Podobnie jak w latach ubiegłych wystawę wzbogacają prace zaproszonych artystów z zagranicy. Ogółem w tegorocznej wystawie bierze udział 76 artystów, w tym 35 z zagranicy. W tym roku zobaczymy dzieła twórców z Kanady, Chin, Azerbejdżanu, Turcji, Ukrainy, Rosji, Serbii, Francji, Włoch, Rumunii i Hiszpanii / Urugwaju. Liczny udział artystów zagranicznych jest sporym, ale przede wszystkim miłym zaskoczeniem dla organizatorów ,,Manufaktury Satyry”. Tegoroczny temat dla cudzoziemców był bardzo hermetyczny i bez znajomości choćby najważniejszych faktów z dziejów naszego kraju niemożliwy do realizacji.

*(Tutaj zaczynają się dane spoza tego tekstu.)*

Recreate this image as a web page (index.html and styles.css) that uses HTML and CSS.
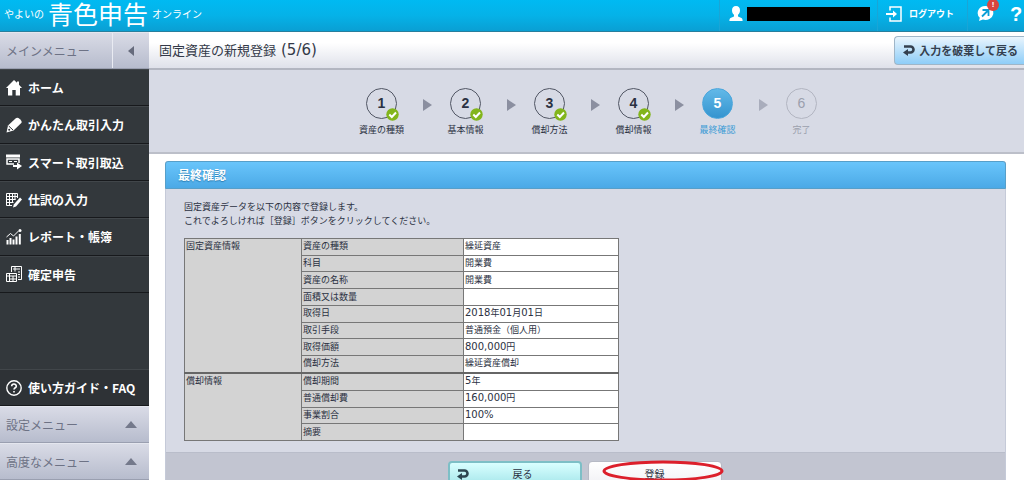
FILE: index.html
```
<!DOCTYPE html>
<html lang="ja">
<head>
<meta charset="utf-8">
<title>固定資産の新規登録</title>
<link rel="stylesheet" href="styles.css">
</head>
<body>
<header class="topbar">
  <div class="logo"><span>やよいの</span><strong>青色申告</strong><span>オンライン</span></div>
  <div class="account">
    <svg width="14" height="16" viewBox="0 0 14 16" fill="#fff"><path d="M7 0C4.300 0 3 1.700 3 4.200c0 1.900.8 3.700 2 4.600v1.700L1.500 12C.6 12.500.4 13.500.4 15h13.200c0-1.500-.2-2.500-1.100-3L9 10.500V8.800c1.200-.9 2-2.700 2-4.600C11 1.700 9.700 0 7 0z"/></svg>
    <span class="account-name"></span>
  </div>
  <a class="logout" href="#">
    <svg width="16" height="16" viewBox="0 0 16 16" fill="none" stroke="#fff"><path d="M4 4.500V1h11v14H4v-3.500" stroke-width="1.500"/><path d="M0 8h8" stroke-width="2"/><path d="M7 4.500L11 8l-4 3.500z" fill="#fff" stroke="none"/></svg>
    <span>ログアウト</span>
  </a>
  <div class="tools">
    <a class="notice" href="#" aria-label="お知らせ">
      <svg width="17" height="17" viewBox="0 0 17 17"><path d="M8.500 1a7.800 7 0 1 1-2.600 13.600L2 16l.8-3.200A7.500 7 0 0 1 8.500 1z" fill="#fff"/><path d="M5 11.500l5.500-5.500M5.500 5h6v6" fill="none" stroke="#0a9fd6" stroke-width="1.800"/></svg>
      <span class="badge">!</span>
    </a>
    <a class="help" href="#" aria-label="ヘルプ">?</a>
  </div>
</header>
<div class="shell">
  <nav class="sidebar">
    <div class="side-head"><span>メインメニュー</span><button class="collapse" aria-label="閉じる"><svg width="6" height="10" viewBox="0 0 6 10"><path d="M6 0v10L0 5z" fill="#666b7c"/></svg></button></div>
    <ul class="menu">
      <li><a href="#"><svg width="16" height="16" viewBox="0 0 16 16" fill="#fff"><path d="M8 0l3 2.800V1.500h2v3.200L16 8h-2v7.500H9.700V10H6.300v5.500H2V8H0z"/></svg>ホーム</a></li>
      <li><a href="#"><svg width="16" height="16" viewBox="0 0 16 16"><path d="M9.800 1.200Q11.500 0 14 2.200T15.300 6L7.500 13.500.5 15.500 2 8.500z" fill="#fff"/><path d="M2.700 9l4.300 4" stroke="#2f3438"/><circle cx="3.200" cy="12.800" r="1" fill="#2f3438"/></svg>かんたん取引入力</a></li>
      <li><a href="#"><svg width="16" height="16" viewBox="0 0 16 16" fill="none" stroke="#fff"><path d="M0 2h14" stroke-width="3"/><path d="M8 10H1V5h12v4" stroke-width="1.500"/><path d="M3 7.500h3M8 7.500h3" stroke-width="1.200"/><path d="M7 12h5" stroke-width="2"/><path d="M11 8.500l5 3.500-5 3.500z" fill="#fff" stroke="none"/></svg>スマート取引取込</a></li>
      <li><a href="#"><svg width="16" height="16" viewBox="0 0 16 16" fill="none" stroke="#fff"><path d="M.5 1.500h11V6M.5 1.500v12H6M.5 4.500h11M.5 7.500h9M.5 10.500h7M3.500 1.500v12M6.500 1.500V11M9 1.500V8"/><path d="M14 5.500l2 2-6 7-3 1 .8-3z" fill="#fff" stroke="none"/></svg>仕訳の入力</a></li>
      <li><a href="#"><svg width="16" height="16" viewBox="0 0 16 16" fill="none" stroke="#fff"><path d="M1.500 15.500V11M4.500 15.500V9M7.500 15.500v-5M10.500 15.500V7.500M13.800 15.500V5" stroke-width="2"/><path d="M.5 8l4-3.500L7.500 7l5-5"/><circle cx="14" cy="1.500" r="1.500" fill="#fff" stroke="none"/></svg>レポート・帳簿</a></li>
      <li><a href="#"><svg width="16" height="16" viewBox="0 0 16 16" fill="none" stroke="#fff"><path d="M5.500 6V.5h10v13H12M7 3h7M12 6h2M12 8.500h2M12 11h2M9 .5v5"/><path d="M.5 7.500h10v8H.5zM.5 10h10M3.500 7.500v8M7 10v5.500M3.500 13h7"/></svg>確定申告</a></li>
    </ul>
    <a class="guide" href="#"><svg width="16" height="16" viewBox="0 0 16 16" fill="none" stroke="#fff" stroke-width="1.400"><circle cx="8" cy="8" r="7.200"/><path d="M5.700 6.300c0-3 4.600-3 4.600-.1C10.300 7.800 8 7.700 8 9.600M8 11v1.500" stroke-width="1.600"/></svg>使い方ガイド・FAQ</a>
    <button class="fold">設定メニュー<svg width="12" height="7" viewBox="0 0 12 7"><path d="M6 0l6 7H0z" fill="#74798b"/></svg></button>
    <button class="fold">高度なメニュー<svg width="12" height="7" viewBox="0 0 12 7"><path d="M6 0l6 7H0z" fill="#74798b"/></svg></button>
  </nav>
  <main class="main">
    <div class="titlebar">
      <h1>固定資産の新規登録 <span>(5/6)</span></h1>
      <button class="discard"><svg width="12" height="11" viewBox="0 0 12 11"><path d="M1 1.500h6.500a3 3 0 0 1 0 6H4" fill="none" stroke="#34404f" stroke-width="2.600"/><path d="M5 4v7L0 7.500z" fill="#34404f"/></svg>入力を破棄して戻る</button>
    </div>
    <ol class="steps">
      <li class="done"><span class="circle">1<svg class="check" viewBox="0 0 13 13"><circle cx="6.500" cy="6.500" r="6.200"/><path d="M3.300 6.500l2.500 2.500 4.200-4.500"/></svg></span><span class="label">資産の種類</span></li>
      <li class="done"><span class="circle">2<svg class="check" viewBox="0 0 13 13"><circle cx="6.500" cy="6.500" r="6.200"/><path d="M3.300 6.500l2.500 2.500 4.200-4.500"/></svg></span><span class="label">基本情報</span></li>
      <li class="done"><span class="circle">3<svg class="check" viewBox="0 0 13 13"><circle cx="6.500" cy="6.500" r="6.200"/><path d="M3.300 6.500l2.500 2.500 4.200-4.500"/></svg></span><span class="label">償却方法</span></li>
      <li class="done"><span class="circle">4<svg class="check" viewBox="0 0 13 13"><circle cx="6.500" cy="6.500" r="6.200"/><path d="M3.300 6.500l2.500 2.500 4.200-4.500"/></svg></span><span class="label">償却情報</span></li>
      <li class="current"><span class="circle">5</span><span class="label">最終確認</span></li>
      <li class="next"><span class="circle">6</span><span class="label">完了</span></li>
    </ol>
    <section class="panel">
      <h2>最終確認</h2>
      <div class="panel-body">
        <p>固定資産データを以下の内容で登録します。<br>これでよろしければ［登録］ボタンをクリックしてください。</p>
        <table class="summary">
          <tbody>
            <tr><th class="group" scope="rowgroup" rowspan="8">固定資産情報</th><th scope="row">資産の種類</th><td>繰延資産</td></tr>
            <tr><th scope="row">科目</th><td>開業費</td></tr>
            <tr><th scope="row">資産の名称</th><td>開業費</td></tr>
            <tr><th scope="row">面積又は数量</th><td></td></tr>
            <tr><th scope="row">取得日</th><td><b>2018</b>年<b>01</b>月<b>01</b>日</td></tr>
            <tr><th scope="row">取引手段</th><td>普通預金（個人用）</td></tr>
            <tr><th scope="row">取得価額</th><td><b>800,000</b>円</td></tr>
            <tr><th scope="row">償却方法</th><td>繰延資産償却</td></tr>
          </tbody>
          <tbody>
            <tr><th class="group" scope="rowgroup" rowspan="4">償却情報</th><th scope="row">償却期間</th><td><b>5</b>年</td></tr>
            <tr><th scope="row">普通償却費</th><td><b>160,000</b>円</td></tr>
            <tr><th scope="row">事業割合</th><td><b>100%</b></td></tr>
            <tr><th scope="row">摘要</th><td></td></tr>
          </tbody>
        </table>
      </div>
      <div class="actions">
        <button class="back"><svg width="12" height="11" viewBox="0 0 12 11"><path d="M1 1.500h6.500a3 3 0 0 1 0 6H4" fill="none" stroke="#2c4550" stroke-width="2.600"/><path d="M5 4v7L0 7.500z" fill="#2c4550"/></svg>戻る</button>
        <button class="submit">登録<svg class="mark" viewBox="0 0 122 22"><ellipse cx="61" cy="11" rx="59" ry="9"/></svg></button>
      </div>
    </section>
  </main>
</div>
</body>
</html>
```
FILE: styles.css
```
* { box-sizing: border-box; }

body {
  margin: 0;
  height: 100vh;
  display: flex;
  flex-direction: column;
  overflow: hidden;
  font-family: "Noto Sans CJK JP", sans-serif;
  font-size: 9px;
  color: #2b3142;
  background: #fff;
}

button { font: inherit; color: inherit; cursor: pointer; }
a { color: inherit; text-decoration: none; }
ul, ol { list-style: none; margin: 0; padding: 0; }
svg { flex: none; display: block; }

/* Top bar */
.topbar {
  flex: none;
  height: 32px;
  display: flex;
  align-items: stretch;
  color: #fff;
  background: linear-gradient(#00baf2, #05b2e8 50%, #0a9fd3);
  border-bottom: 1px solid #287f9d;
}
.logo {
  flex: 1;
  display: flex;
  align-items: center;
  gap: 4px;
  padding: 0 0 4px 4px;
  font-size: 10px;
  line-height: 27px;
  white-space: nowrap;
}
.logo strong { font-size: 25px; font-weight: 400; }
.account, .logout, .tools {
  display: flex;
  align-items: center;
  padding-bottom: 4px;
  border-left: 1px solid #1aa5d6;
}
.account { gap: 4px; padding-left: 9px; padding-right: 7px; }
.account-name { width: 123px; height: 14px; background: #000; }
.logout { gap: 7px; padding-left: 8px; padding-right: 13px; font-weight: 700; white-space: nowrap; }
.tools { padding-left: 9px; gap: 16px; }
.notice { position: relative; }
.badge {
  position: absolute;
  top: -6px;
  right: -5px;
  width: 12px;
  height: 12px;
  border-radius: 50%;
  background: #d9453f;
  font: 700 8px/12px "Liberation Sans", sans-serif;
  text-align: center;
}
.help { width: 14px; font: 700 20px/20px "Liberation Sans", sans-serif; }

.shell { flex: 1; min-height: 0; display: flex; }

/* Sidebar */
.sidebar {
  flex: none;
  width: 149px;
  display: flex;
  flex-direction: column;
  background: #33383c;
  color: #fff;
  font-size: 12px;
}
.side-head, .fold {
  flex: none;
  height: 37px;
  display: flex;
  align-items: center;
  justify-content: space-between;
  color: #6d7285;
  background: linear-gradient(#d9dbe6, #b7bccd);
  border: 0;
  border-top: 1px solid #e4e6ee;
  border-bottom: 1px solid #9a9fb0;
  padding: 0 12px 0 6px;
}
.side-head { padding-right: 0; }
.collapse {
  align-self: stretch;
  width: 37px;
  display: flex;
  align-items: center;
  justify-content: center;
  padding: 0;
  border: 0;
  border-left: 1px solid #e9ebf2;
  background: none;
}
.menu { flex: none; height: 224px; display: grid; grid-auto-rows: 1fr; }
.menu a, .guide {
  height: 100%;
  display: flex;
  align-items: center;
  gap: 6px;
  padding-left: 6px;
  font-weight: 700;
  white-space: nowrap;
  border-top: 1px solid #41464a;
  border-bottom: 1px solid #17191c;
}
.guide { flex: none; height: 37px; margin-top: auto; background: #2e3236; }

/* Main column */
.main { flex: 1; min-width: 0; overflow: hidden; }
.titlebar {
  height: 38px;
  display: flex;
  align-items: center;
  justify-content: space-between;
  padding-left: 10px;
  background: linear-gradient(#fff 30%, #dfe1ea);
  border-bottom: 2px solid #b3b6c1;
}
h1 {
  display: flex;
  align-items: baseline;
  gap: 5px;
  margin: 0;
  font-size: 13px;
  font-weight: 400;
  line-height: 20px;
  color: #333948;
}
h1 span { font-family: "DejaVu Sans", sans-serif; font-size: 15px; }
.discard {
  height: 29px;
  display: flex;
  align-items: center;
  gap: 4px;
  padding: 0 6px 0 8px;
  font-size: 11px;
  font-weight: 700;
  white-space: nowrap;
  color: #34404f;
  background: linear-gradient(#e9f5fd, #8ecdf8);
  border: 1px solid #9fb6c8;
  border-right: 0;
  border-radius: 4px 0 0 4px;
}

/* Wizard steps */
.steps {
  display: flex;
  justify-content: center;
  gap: 34px;
  height: 84px;
  padding: 18px 0 0 10px;
  background: #d7dae5;
  border-bottom: 2px solid #bcbfc9;
}
.steps li {
  position: relative;
  width: 50px;
  display: flex;
  flex-direction: column;
  align-items: center;
  gap: 4px;
}
.steps li:not(:last-child)::after {
  content: "";
  position: absolute;
  left: 66px;
  top: 11px;
  border-left: 9px solid #8b8fa0;
  border-top: 6px solid transparent;
  border-bottom: 6px solid transparent;
}
.steps .current::after { opacity: 0.6; }
.circle {
  position: relative;
  width: 31px;
  height: 31px;
  border: 1px solid #515664;
  border-radius: 50%;
  font: 700 14px/29px "Liberation Sans", sans-serif;
  text-align: center;
}
.label { line-height: 14px; white-space: nowrap; }
.check { position: absolute; right: -3px; bottom: -3px; width: 13px; height: 13px; }
.check circle { fill: #82b51c; }
.check path { fill: none; stroke: #fff; stroke-width: 2; }
.current { color: #3a9ad5; }
.current .circle { color: #fff; border-color: #4ba6dc; background: linear-gradient(#62b9e8, #3594cf); }
.next { color: #9b9fad; }
.next .circle { border-color: #b2b5c1; font-weight: 400; }

/* Confirmation panel */
.panel {
  margin: 7px 18px 0 16px;
  background: #d7dae5;
  border-left: 1px solid #c5cad8;
  border-right: 1px solid #c5cad8;
  border-radius: 3px 3px 0 0;
}
h2 {
  margin: 0 -1px;
  height: 28px;
  padding-left: 12px;
  font-size: 12px;
  line-height: 26px;
  color: #fff;
  text-shadow: 0 1px 1px #2c7fb5;
  background: linear-gradient(#69c5fb, #4ba9e6);
  border: 1px solid #579fc9;
  border-radius: 3px 3px 0 0;
}
.panel-body { padding: 11px 18px 11px; }
p { margin: 0 0 10px; line-height: 14px; }
.summary {
  width: 435px;
  max-width: 100%;
  height: 203px;
  table-layout: fixed;
  border-collapse: collapse;
  line-height: 12px;
}
.summary th, .summary td {
  padding: 0 1px 1px;
  border: 1px solid #777;
  text-align: left;
  font-weight: 400;
  background: #fff;
  white-space: nowrap;
}
.summary th { width: 162px; background: #d3d3d3; }
.summary .group { width: 117px; vertical-align: top; padding-top: 1px; }
.summary tbody + tbody { border-top: 2px solid #666; }
.summary b { font: 10px/12px "DejaVu Sans", sans-serif; }
.actions {
  display: flex;
  justify-content: center;
  gap: 6px;
  padding: 8px 2px 12px 0;
  background: #c2c5d1;
  border-top: 1px solid #b9bdca;
}
.actions button {
  position: relative;
  width: 134px;
  height: 26px;
  padding: 0 8px;
  display: flex;
  align-items: center;
  justify-content: center;
  font-size: 10px;
  line-height: 12px;
  border: 1px solid #b7bac5;
  border-radius: 4px;
  background: linear-gradient(#fff, #f0f0f4);
}
.actions .back { border: 2px solid #7dbfc6; padding-left: 24px; background: linear-gradient(#d9ffff, #a5e6ea); }
.back svg { position: absolute; left: 7px; top: 6px; }
.mark { position: absolute; left: 13px; top: -2px; width: 122px; height: 22px; pointer-events: none; }
.mark ellipse { fill: none; stroke: #dc1f2b; stroke-width: 3; }
```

Jednak w dobie internetu nie jest to już problem. Stąd świetne realizacje takich artystów jak Bernard Bouton z Francji, Mileta Miloradovic z Serbii, Konstantin Kazanchev z Ukrainy, czy Yaver Asadov z Azerbejdżanu. Niemałym zaskoczeniem są portrety ojców naszej niepodległości. Tryptyki przedstawiające Józefa Piłsudskiego, Ignacego Jana Paderewskiego i Romana Dmowskiego wykonali Ayten Kose z Turcji, Qi Yingyan z Chin, Pablo Lopez z Urugwaju. Pojedyńcze portrety zrealizowali Andrey Selivanov z Rosji i Liu Yan Nian z Chin.

Kolejna ,,Manufaktura Satyry” pokazała, że o rzeczach podniosłych można mówić, a raczej rysować i malować z pewnym dystansem (nie tylko geograficznym), bez zbędnego patosu i zadęcia. Już uczynienie tematem konkursu satyrycznego tak poważnej rocznicy, jaką jest odzyskanie przez Polskę niepodległości było przedsięwzięciem dosyć ryzykownym, wręcz karkołomnym. (To niewątpliwie ewenement w skali naszego kraju). Jednak podjęcie tego ryzyka się opłacało. Powstały dzieła wartościowe, skłaniające do refleksji i zadumy. Również uśmiech i dobry nastrój, mimo codziennych trosk, może być przejawem patriotyzmu. A duma z własnego kraju i jego jakże pogmatwanej historii może być tematem dzieł nie do końca poważnych.

Ale czy na pewno nie do końca poważnych?